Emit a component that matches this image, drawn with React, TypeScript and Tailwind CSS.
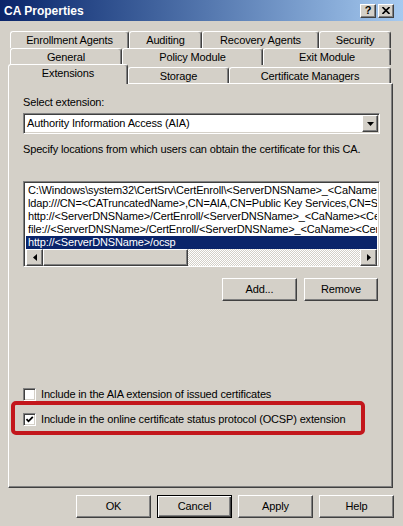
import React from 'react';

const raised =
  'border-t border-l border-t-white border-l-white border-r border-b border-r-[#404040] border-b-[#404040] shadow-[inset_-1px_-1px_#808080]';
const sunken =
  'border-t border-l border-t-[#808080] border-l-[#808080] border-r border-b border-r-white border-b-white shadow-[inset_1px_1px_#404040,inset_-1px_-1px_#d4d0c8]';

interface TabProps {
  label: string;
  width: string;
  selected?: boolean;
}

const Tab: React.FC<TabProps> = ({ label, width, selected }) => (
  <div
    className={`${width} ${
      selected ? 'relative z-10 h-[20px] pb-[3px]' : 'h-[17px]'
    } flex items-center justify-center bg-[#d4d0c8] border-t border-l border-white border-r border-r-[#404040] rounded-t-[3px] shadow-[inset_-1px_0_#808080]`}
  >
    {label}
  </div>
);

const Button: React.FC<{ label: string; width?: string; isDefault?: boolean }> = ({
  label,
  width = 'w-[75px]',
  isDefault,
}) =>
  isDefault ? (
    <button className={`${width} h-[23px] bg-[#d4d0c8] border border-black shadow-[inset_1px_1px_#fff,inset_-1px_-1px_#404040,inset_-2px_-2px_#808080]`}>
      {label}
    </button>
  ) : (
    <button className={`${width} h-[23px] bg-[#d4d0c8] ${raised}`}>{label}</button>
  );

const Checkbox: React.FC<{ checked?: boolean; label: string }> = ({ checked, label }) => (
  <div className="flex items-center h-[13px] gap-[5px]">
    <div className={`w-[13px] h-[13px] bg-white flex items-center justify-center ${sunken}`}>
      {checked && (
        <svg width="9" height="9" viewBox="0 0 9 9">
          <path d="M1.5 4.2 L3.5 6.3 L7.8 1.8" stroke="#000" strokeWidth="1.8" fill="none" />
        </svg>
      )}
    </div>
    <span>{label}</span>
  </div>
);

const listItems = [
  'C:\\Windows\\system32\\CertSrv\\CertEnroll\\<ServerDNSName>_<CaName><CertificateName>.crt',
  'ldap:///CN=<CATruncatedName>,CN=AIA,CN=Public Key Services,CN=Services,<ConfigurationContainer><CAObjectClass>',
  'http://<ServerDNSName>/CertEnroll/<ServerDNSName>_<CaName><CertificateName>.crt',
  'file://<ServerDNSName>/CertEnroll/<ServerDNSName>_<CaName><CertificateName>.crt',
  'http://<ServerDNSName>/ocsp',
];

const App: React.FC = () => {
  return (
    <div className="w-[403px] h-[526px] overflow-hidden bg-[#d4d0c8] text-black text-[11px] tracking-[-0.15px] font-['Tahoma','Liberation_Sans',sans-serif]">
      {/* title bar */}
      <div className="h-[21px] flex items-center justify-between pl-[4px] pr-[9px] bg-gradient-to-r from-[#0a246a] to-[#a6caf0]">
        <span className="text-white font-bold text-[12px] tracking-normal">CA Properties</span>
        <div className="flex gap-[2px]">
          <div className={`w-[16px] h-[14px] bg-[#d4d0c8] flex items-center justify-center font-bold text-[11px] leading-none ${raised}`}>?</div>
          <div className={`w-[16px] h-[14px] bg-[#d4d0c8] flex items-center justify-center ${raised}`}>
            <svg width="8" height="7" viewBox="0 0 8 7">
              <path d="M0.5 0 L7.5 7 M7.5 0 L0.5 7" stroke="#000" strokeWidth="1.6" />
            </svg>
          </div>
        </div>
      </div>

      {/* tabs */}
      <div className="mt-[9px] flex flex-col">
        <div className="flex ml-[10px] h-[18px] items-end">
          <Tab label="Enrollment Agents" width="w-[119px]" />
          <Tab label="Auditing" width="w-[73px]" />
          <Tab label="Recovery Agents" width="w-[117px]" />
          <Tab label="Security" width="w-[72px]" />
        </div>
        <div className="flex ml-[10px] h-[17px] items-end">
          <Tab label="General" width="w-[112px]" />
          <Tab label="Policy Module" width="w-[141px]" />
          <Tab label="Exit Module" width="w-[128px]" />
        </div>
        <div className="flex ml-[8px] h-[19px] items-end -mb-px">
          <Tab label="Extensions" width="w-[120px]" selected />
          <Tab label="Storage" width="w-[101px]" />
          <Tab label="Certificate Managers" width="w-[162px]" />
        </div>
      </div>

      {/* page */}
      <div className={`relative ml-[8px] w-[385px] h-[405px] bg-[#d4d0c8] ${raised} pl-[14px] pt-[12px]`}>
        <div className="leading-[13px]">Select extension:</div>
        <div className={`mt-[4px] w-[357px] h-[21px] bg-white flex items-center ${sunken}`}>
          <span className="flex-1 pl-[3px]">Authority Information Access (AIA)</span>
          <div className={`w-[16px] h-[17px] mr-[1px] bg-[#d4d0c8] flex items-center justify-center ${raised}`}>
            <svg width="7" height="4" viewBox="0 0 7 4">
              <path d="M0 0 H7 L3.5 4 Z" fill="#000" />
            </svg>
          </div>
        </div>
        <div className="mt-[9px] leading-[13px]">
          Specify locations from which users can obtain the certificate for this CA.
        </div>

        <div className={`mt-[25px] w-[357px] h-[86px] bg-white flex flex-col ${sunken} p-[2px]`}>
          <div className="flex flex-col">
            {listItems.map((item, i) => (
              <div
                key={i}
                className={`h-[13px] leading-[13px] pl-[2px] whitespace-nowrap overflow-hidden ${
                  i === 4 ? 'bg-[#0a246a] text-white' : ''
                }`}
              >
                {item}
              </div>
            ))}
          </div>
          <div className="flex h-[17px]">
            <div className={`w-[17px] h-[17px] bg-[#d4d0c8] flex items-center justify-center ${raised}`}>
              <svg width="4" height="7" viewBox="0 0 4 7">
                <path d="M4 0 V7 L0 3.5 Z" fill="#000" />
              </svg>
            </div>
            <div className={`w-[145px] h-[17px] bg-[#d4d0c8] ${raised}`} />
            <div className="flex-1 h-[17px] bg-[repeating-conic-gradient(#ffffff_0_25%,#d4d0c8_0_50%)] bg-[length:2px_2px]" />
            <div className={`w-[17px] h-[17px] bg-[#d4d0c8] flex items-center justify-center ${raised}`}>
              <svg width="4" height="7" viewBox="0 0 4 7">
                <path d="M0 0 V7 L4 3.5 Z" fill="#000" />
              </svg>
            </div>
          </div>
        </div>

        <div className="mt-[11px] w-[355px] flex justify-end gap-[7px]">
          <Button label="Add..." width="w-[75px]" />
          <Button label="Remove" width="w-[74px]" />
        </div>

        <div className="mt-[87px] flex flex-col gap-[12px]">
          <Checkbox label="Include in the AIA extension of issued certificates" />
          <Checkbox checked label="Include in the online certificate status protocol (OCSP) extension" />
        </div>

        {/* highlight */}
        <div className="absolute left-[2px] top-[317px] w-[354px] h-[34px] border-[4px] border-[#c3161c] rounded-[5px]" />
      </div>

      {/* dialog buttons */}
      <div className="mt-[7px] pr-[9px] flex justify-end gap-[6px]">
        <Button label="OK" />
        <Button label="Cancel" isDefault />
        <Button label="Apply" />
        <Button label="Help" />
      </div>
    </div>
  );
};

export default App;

============

_Your goal:_
Restate the data above word for word. Skip every picture.

_Solution for this task:_
Emit a component that matches this image, drawn with React, TypeScript and Tailwind CSS.
import React from 'react';

const raised =
  'border-t border-l border-t-white border-l-white border-r border-b border-r-[#404040] border-b-[#404040] shadow-[inset_-1px_-1px_#808080]';
const sunken =
  'border-t border-l border-t-[#808080] border-l-[#808080] border-r border-b border-r-white border-b-white shadow-[inset_1px_1px_#404040,inset_-1px_-1px_#d4d0c8]';

interface TabProps {
  label: string;
  width: string;
  selected?: boolean;
}

const Tab: React.FC<TabProps> = ({ label, width, selected }) => (
  <div
    className={`${width} ${
      selected ? 'relative z-10 h-[20px] pb-[3px]' : 'h-[17px]'
    } flex items-center justify-center bg-[#d4d0c8] border-t border-l border-white border-r border-r-[#404040] rounded-t-[3px] shadow-[inset_-1px_0_#808080]`}
  >
    {label}
  </div>
);

const Button: React.FC<{ label: string; width?: string; isDefault?: boolean }> = ({
  label,
  width = 'w-[75px]',
  isDefault,
}) =>
  isDefault ? (
    <button className={`${width} h-[23px] bg-[#d4d0c8] border border-black shadow-[inset_1px_1px_#fff,inset_-1px_-1px_#404040,inset_-2px_-2px_#808080]`}>
      {label}
    </button>
  ) : (
    <button className={`${width} h-[23px] bg-[#d4d0c8] ${raised}`}>{label}</button>
  );

const Checkbox: React.FC<{ checked?: boolean; label: string }> = ({ checked, label }) => (
  <div className="flex items-center h-[13px] gap-[5px]">
    <div className={`w-[13px] h-[13px] bg-white flex items-center justify-center ${sunken}`}>
      {checked && (
        <svg width="9" height="9" viewBox="0 0 9 9">
          <path d="M1.5 4.2 L3.5 6.3 L7.8 1.8" stroke="#000" strokeWidth="1.8" fill="none" />
        </svg>
      )}
    </div>
    <span>{label}</span>
  </div>
);

const listItems = [
  'C:\\Windows\\system32\\CertSrv\\CertEnroll\\<ServerDNSName>_<CaName><CertificateName>.crt',
  'ldap:///CN=<CATruncatedName>,CN=AIA,CN=Public Key Services,CN=Services,<ConfigurationContainer><CAObjectClass>',
  'http://<ServerDNSName>/CertEnroll/<ServerDNSName>_<CaName><CertificateName>.crt',
  'file://<ServerDNSName>/CertEnroll/<ServerDNSName>_<CaName><CertificateName>.crt',
  'http://<ServerDNSName>/ocsp',
];

const App: React.FC = () => {
  return (
    <div className="w-[403px] h-[526px] overflow-hidden bg-[#d4d0c8] text-black text-[11px] tracking-[-0.15px] font-['Tahoma','Liberation_Sans',sans-serif]">
      {/* title bar */}
      <div className="h-[21px] flex items-center justify-between pl-[4px] pr-[9px] bg-gradient-to-r from-[#0a246a] to-[#a6caf0]">
        <span className="text-white font-bold text-[12px] tracking-normal">CA Properties</span>
        <div className="flex gap-[2px]">
          <div className={`w-[16px] h-[14px] bg-[#d4d0c8] flex items-center justify-center font-bold text-[11px] leading-none ${raised}`}>?</div>
          <div className={`w-[16px] h-[14px] bg-[#d4d0c8] flex items-center justify-center ${raised}`}>
            <svg width="8" height="7" viewBox="0 0 8 7">
              <path d="M0.5 0 L7.5 7 M7.5 0 L0.5 7" stroke="#000" strokeWidth="1.6" />
            </svg>
          </div>
        </div>
      </div>

      {/* tabs */}
      <div className="mt-[9px] flex flex-col">
        <div className="flex ml-[10px] h-[18px] items-end">
          <Tab label="Enrollment Agents" width="w-[119px]" />
          <Tab label="Auditing" width="w-[73px]" />
          <Tab label="Recovery Agents" width="w-[117px]" />
          <Tab label="Security" width="w-[72px]" />
        </div>
        <div className="flex ml-[10px] h-[17px] items-end">
          <Tab label="General" width="w-[112px]" />
          <Tab label="Policy Module" width="w-[141px]" />
          <Tab label="Exit Module" width="w-[128px]" />
        </div>
        <div className="flex ml-[8px] h-[19px] items-end -mb-px">
          <Tab label="Extensions" width="w-[120px]" selected />
          <Tab label="Storage" width="w-[101px]" />
          <Tab label="Certificate Managers" width="w-[162px]" />
        </div>
      </div>

      {/* page */}
      <div className={`relative ml-[8px] w-[385px] h-[405px] bg-[#d4d0c8] ${raised} pl-[14px] pt-[12px]`}>
        <div className="leading-[13px]">Select extension:</div>
        <div className={`mt-[4px] w-[357px] h-[21px] bg-white flex items-center ${sunken}`}>
          <span className="flex-1 pl-[3px]">Authority Information Access (AIA)</span>
          <div className={`w-[16px] h-[17px] mr-[1px] bg-[#d4d0c8] flex items-center justify-center ${raised}`}>
            <svg width="7" height="4" viewBox="0 0 7 4">
              <path d="M0 0 H7 L3.5 4 Z" fill="#000" />
            </svg>
          </div>
        </div>
        <div className="mt-[9px] leading-[13px]">
          Specify locations from which users can obtain the certificate for this CA.
        </div>

        <div className={`mt-[25px] w-[357px] h-[86px] bg-white flex flex-col ${sunken} p-[2px]`}>
          <div className="flex flex-col">
            {listItems.map((item, i) => (
              <div
                key={i}
                className={`h-[13px] leading-[13px] pl-[2px] whitespace-nowrap overflow-hidden ${
                  i === 4 ? 'bg-[#0a246a] text-white' : ''
                }`}
              >
                {item}
              </div>
            ))}
          </div>
          <div className="flex h-[17px]">
            <div className={`w-[17px] h-[17px] bg-[#d4d0c8] flex items-center justify-center ${raised}`}>
              <svg width="4" height="7" viewBox="0 0 4 7">
                <path d="M4 0 V7 L0 3.5 Z" fill="#000" />
              </svg>
            </div>
            <div className={`w-[145px] h-[17px] bg-[#d4d0c8] ${raised}`} />
            <div className="flex-1 h-[17px] bg-[repeating-conic-gradient(#ffffff_0_25%,#d4d0c8_0_50%)] bg-[length:2px_2px]" />
            <div className={`w-[17px] h-[17px] bg-[#d4d0c8] flex items-center justify-center ${raised}`}>
              <svg width="4" height="7" viewBox="0 0 4 7">
                <path d="M0 0 V7 L4 3.5 Z" fill="#000" />
              </svg>
            </div>
          </div>
        </div>

        <div className="mt-[11px] w-[355px] flex justify-end gap-[7px]">
          <Button label="Add..." width="w-[75px]" />
          <Button label="Remove" width="w-[74px]" />
        </div>

        <div className="mt-[87px] flex flex-col gap-[12px]">
          <Checkbox label="Include in the AIA extension of issued certificates" />
          <Checkbox checked label="Include in the online certificate status protocol (OCSP) extension" />
        </div>

        {/* highlight */}
        <div className="absolute left-[2px] top-[317px] w-[354px] h-[34px] border-[4px] border-[#c3161c] rounded-[5px]" />
      </div>

      {/* dialog buttons */}
      <div className="mt-[7px] pr-[9px] flex justify-end gap-[6px]">
        <Button label="OK" />
        <Button label="Cancel" isDefault />
        <Button label="Apply" />
        <Button label="Help" />
      </div>
    </div>
  );
};

export default App;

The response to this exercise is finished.